**PROMPT**
In the material below, find how many lines contain the string "components". Write only that number.
------ COLLECTED MATERIAL
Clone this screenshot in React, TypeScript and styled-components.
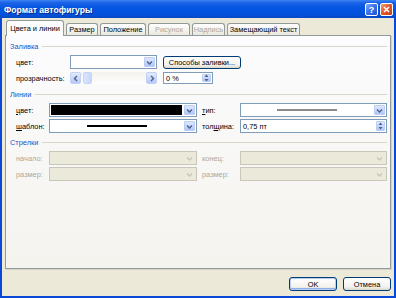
import React from 'react';
import styled, { createGlobalStyle, css } from 'styled-components';

const FONT = `"Liberation Sans", Arial, sans-serif`;

const Global = createGlobalStyle`
  html, body { margin: 0; padding: 0; width: 396px; height: 298px; overflow: hidden; background: #ece9d8; }
  #root { width: 396px; height: 298px; }
  * { box-sizing: border-box; }
`;

const Window = styled.div`
  width: 396px;
  height: 298px;
  display: flex;
  flex-direction: column;
  background: #0a48d8;
  font-family: ${FONT};
  font-size: 7.4px;
  color: #000;
`;

const TitleBar = styled.div`
  height: 18px;
  display: flex;
  align-items: center;
  gap: 2px;
  padding: 1px 3px 0 4px;
  background: linear-gradient(#3b86f5 0%, #1c62e6 15%, #0455e3 45%, #0252db 80%, #0947c2 100%);
`;

const Title = styled.div`
  flex: 1;
  color: #fff;
  font-weight: bold;
  font-size: 8.6px;
  text-shadow: 1px 1px 0 #0b2a8a;
`;

const CapButton = styled.div<{ $close?: boolean }>`
  width: 13px;
  height: 13px;
  border: 1px solid #fff;
  border-radius: 2px;
  display: flex;
  align-items: center;
  justify-content: center;
  color: #fff;
  font-weight: bold;
  font-size: 9px;
  background: ${(p) =>
    p.$close
      ? 'linear-gradient(135deg, #f0a080 0%, #e35b2d 45%, #c8401a 100%)'
      : 'linear-gradient(135deg, #8bb2fa 0%, #3a73ea 45%, #2453d0 100%)'};
`;

const Body = styled.div`
  flex: 1;
  margin: 0 2px 2px 2px;
  background: #ece9d8;
  display: flex;
  flex-direction: column;
  padding: 2px 3px 5px 3px;
`;

const TabStrip = styled.div`
  height: 15px;
  display: flex;
  align-items: flex-end;
  gap: 2px;
  padding-left: 1px;
  position: relative;
  z-index: 1;
`;

const Tab = styled.div<{ $w: number; $active?: boolean; $disabled?: boolean }>`
  width: ${(p) => p.$w}px;
  height: 12px;
  border: 1px solid #919b9c;
  border-bottom: none;
  border-radius: 3px 3px 0 0;
  background: linear-gradient(#ffffff, #f3f2ee 60%, #e8e6dd);
  display: flex;
  align-items: center;
  justify-content: center;
  white-space: nowrap;
  color: ${(p) => (p.$disabled ? '#aca899' : '#000')};
  ${(p) =>
    p.$active &&
    css`
      height: 16px;
      margin-bottom: -1px;
      background: #fcfcfe;
      padding-bottom: 1px;
    `}
`;

const Panel = styled.div`
  height: 234px;
  border: 1px solid #919b9c;
  background: linear-gradient(#fcfcfe, #f4f3ee);
  box-shadow: 1px 1px 0 #d6d3c6;
  padding: 4px 3px 0 4px;
  display: flex;
  flex-direction: column;
  gap: 3px;
`;

const Section = styled.div`
  display: flex;
  flex-direction: column;
`;

const SectionHead = styled.div`
  height: 12px;
  display: flex;
  align-items: center;
  gap: 4px;
  color: #1d50c9;
  &::after {
    content: '';
    flex: 1;
    height: 1px;
    background: #d8d6cb;
  }
`;

const Rows = styled.div<{ $cols: string }>`
  margin-top: 3px;
  padding-left: 6px;
  display: grid;
  grid-template-columns: ${(p) => p.$cols};
  grid-auto-rows: 14px;
  row-gap: 2px;
  align-items: center;
`;

const Label = styled.div<{ $disabled?: boolean }>`
  color: ${(p) => (p.$disabled ? '#aca899' : '#000')};
  white-space: nowrap;
`;

const U = styled.span`
  text-decoration: underline;
`;

const Combo = styled.div<{ $disabled?: boolean }>`
  height: 14px;
  border: 1px solid ${(p) => (p.$disabled ? '#c9c7ba' : '#7f9db9')};
  background: ${(p) => (p.$disabled ? '#ebe9da' : '#fff')};
  display: flex;
  align-items: stretch;
`;

const ComboField = styled.div`
  flex: 1;
  display: flex;
  align-items: center;
  justify-content: center;
  padding: 1px;
`;

const Swatch = styled.div<{ $color: string }>`
  align-self: stretch;
  flex: 1;
  background: ${(p) => p.$color};
`;

const LineSample = styled.div<{ $color: string; $thick: number }>`
  width: 60px;
  height: ${(p) => p.$thick}px;
  background: ${(p) => p.$color};
`;

const DropBtn = styled.div<{ $disabled?: boolean }>`
  width: 11px;
  margin: 1px;
  border-radius: 1px;
  display: flex;
  align-items: center;
  justify-content: center;
  color: ${(p) => (p.$disabled ? '#c9c7ba' : '#4d6185')};
  ${(p) =>
    !p.$disabled &&
    css`
      background: linear-gradient(#dfe8fd, #c3d4fb 60%, #b1c6f5);
      border: 1px solid #bacdf7;
    `}
`;

const Chevron = ({ dir = 'down' }: { dir?: 'down' | 'left' | 'right' }) => {
  const d =
    dir === 'down' ? 'M1 1.5 L3.5 4 L6 1.5' : dir === 'left' ? 'M4 1 L1.5 3.5 L4 6' : 'M2 1 L4.5 3.5 L2 6';
  const w = dir === 'down' ? 7 : 6;
  const h = dir === 'down' ? 5 : 7;
  return (
    <svg width={w} height={h} viewBox={`0 0 ${w} ${h}`}>
      <path d={d} fill="none" stroke="currentColor" strokeWidth="1.4" />
    </svg>
  );
};

const SpinArrows = () => (
  <svg width="5" height="8" viewBox="0 0 5 8">
    <path d="M2.5 0.5 L4.5 3 L0.5 3 Z M0.5 5 L4.5 5 L2.5 7.5 Z" fill="currentColor" />
  </svg>
);

const ScrollBar = styled.div`
  height: 12px;
  display: flex;
  align-items: stretch;
  background: linear-gradient(#f3f2ee, #fefefe);
`;

const ScrollBtn = styled.div`
  width: 11px;
  border: 1px solid #c2d2f6;
  border-radius: 2px;
  background: linear-gradient(#e3ebfd, #c6d6fb 60%, #b5c9f6);
  color: #4d6185;
  display: flex;
  align-items: center;
  justify-content: center;
`;

const Thumb = styled.div`
  width: 9px;
  margin-left: 2px;
  border: 1px solid #c6d4f4;
  border-radius: 2px;
  background: linear-gradient(90deg, #dbe5fd, #c8d7fa);
`;

const Track = styled.div`
  flex: 1;
`;

const Spinner = styled.div<{ $w?: number }>`
  width: ${(p) => (p.$w ? `${p.$w}px` : 'auto')};
  height: ${(p) => (p.$w ? 12 : 14)}px;
  border: 1px solid #7f9db9;
  background: #fff;
  display: flex;
  align-items: stretch;
`;

const SpinText = styled.div`
  flex: 1;
  display: flex;
  align-items: center;
  padding-left: 2px;
`;

const SpinBtn = styled.div`
  width: 9px;
  margin: 1px;
  border: 1px solid #bacdf7;
  border-radius: 1px;
  background: linear-gradient(#dfe8fd, #c3d4fb 60%, #b1c6f5);
  color: #4d6185;
  display: flex;
  align-items: center;
  justify-content: center;
`;

const PushButton = styled.div<{ $w: number; $h: number; $default?: boolean }>`
  width: ${(p) => p.$w}px;
  height: ${(p) => p.$h}px;
  border: 1px solid #003c74;
  border-radius: 3px;
  background: linear-gradient(#ffffff, #f4f3ee 70%, #dcd8cb);
  display: flex;
  align-items: center;
  justify-content: center;
  white-space: nowrap;
  ${(p) =>
    p.$default &&
    css`
      box-shadow: inset 0 0 0 1px #b7cdf2, inset 0 -1px 0 1px #8eb0ea;
    `}
`;

const ButtonRow = styled.div`
  margin-top: 8px;
  display: flex;
  justify-content: flex-end;
  gap: 6px;
`;

const Filler = styled.div``;

const DropCombo = ({ disabled, children }: { disabled?: boolean; children?: React.ReactNode }) => (
  <Combo $disabled={disabled}>
    <ComboField>{children}</ComboField>
    <DropBtn $disabled={disabled}>
      <Chevron />
    </DropBtn>
  </Combo>
);

export default function App() {
  return (
    <Window>
      <Global />
      <TitleBar>
        <Title>Формат автофигуры</Title>
        <CapButton>?</CapButton>
        <CapButton $close>
          <svg width="7" height="7" viewBox="0 0 7 7">
            <path d="M1 1 L6 6 M6 1 L1 6" stroke="#fff" strokeWidth="1.6" />
          </svg>
        </CapButton>
      </TitleBar>
      <Body>
        <TabStrip>
          <Tab $w={58} $active>Цвета и линии</Tab>
          <Tab $w={32}>Размер</Tab>
          <Tab $w={46}>Положение</Tab>
          <Tab $w={42} $disabled>Рисунок</Tab>
          <Tab $w={33} $disabled>Надпись</Tab>
          <Tab $w={73}>Замещающий текст</Tab>
        </TabStrip>
        <Panel>
          <Section>
            <SectionHead>Заливка</SectionHead>
            <Rows $cols="54px 87px 6px 78px 1fr">
              <Label>цвет:</Label>
              <DropCombo />
              <Filler />
              <PushButton $w={78} $h={13}>Способы заливки...</PushButton>
              <Filler />
              <Label>прозрачность:</Label>
              <ScrollBar>
                <ScrollBtn>
                  <Chevron dir="left" />
                </ScrollBtn>
                <Thumb />
                <Track />
                <ScrollBtn>
                  <Chevron dir="right" />
                </ScrollBtn>
              </ScrollBar>
              <Filler />
              <Spinner $w={50}>
                <SpinText>0 %</SpinText>
                <SpinBtn>
                  <SpinArrows />
                </SpinBtn>
              </Spinner>
              <Filler />
            </Rows>
          </Section>
          <Section>
            <SectionHead>Линии</SectionHead>
            <Rows $cols="33px 148px 5px 38px 147px">
              <Label>
                <U>ц</U>вет:
              </Label>
              <DropCombo>
                <Swatch $color="#000" />
              </DropCombo>
              <Filler />
              <Label>
                <U>т</U>ип:
              </Label>
              <DropCombo>
                <LineSample $color="#8c8c8c" $thick={2} />
              </DropCombo>
              <Label>
                <U>ш</U>аблон:
              </Label>
              <DropCombo>
                <LineSample $color="#000" $thick={2} />
              </DropCombo>
              <Filler />
              <Label>
                тол<U>щ</U>ина:
              </Label>
              <Spinner>
                <SpinText>0,75 пт</SpinText>
                <SpinBtn>
                  <SpinArrows />
                </SpinBtn>
              </Spinner>
            </Rows>
          </Section>
          <Section>
            <SectionHead>Стрелки</SectionHead>
            <Rows $cols="33px 148px 5px 38px 147px">
              <Label $disabled>начало:</Label>
              <DropCombo disabled />
              <Filler />
              <Label $disabled>конец:</Label>
              <DropCombo disabled />
              <Label $disabled>размер:</Label>
              <DropCombo disabled />
              <Filler />
              <Label $disabled>размер:</Label>
              <DropCombo disabled />
            </Rows>
          </Section>
        </Panel>
        <ButtonRow>
          <PushButton $w={48} $h={14} $default>
            OK
          </PushButton>
          <PushButton $w={48} $h={14}>
            Отмена
          </PushButton>
        </ButtonRow>
      </Body>
    </Window>
  );
}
------------
**OUTPUT OF THE EXERCISE**
2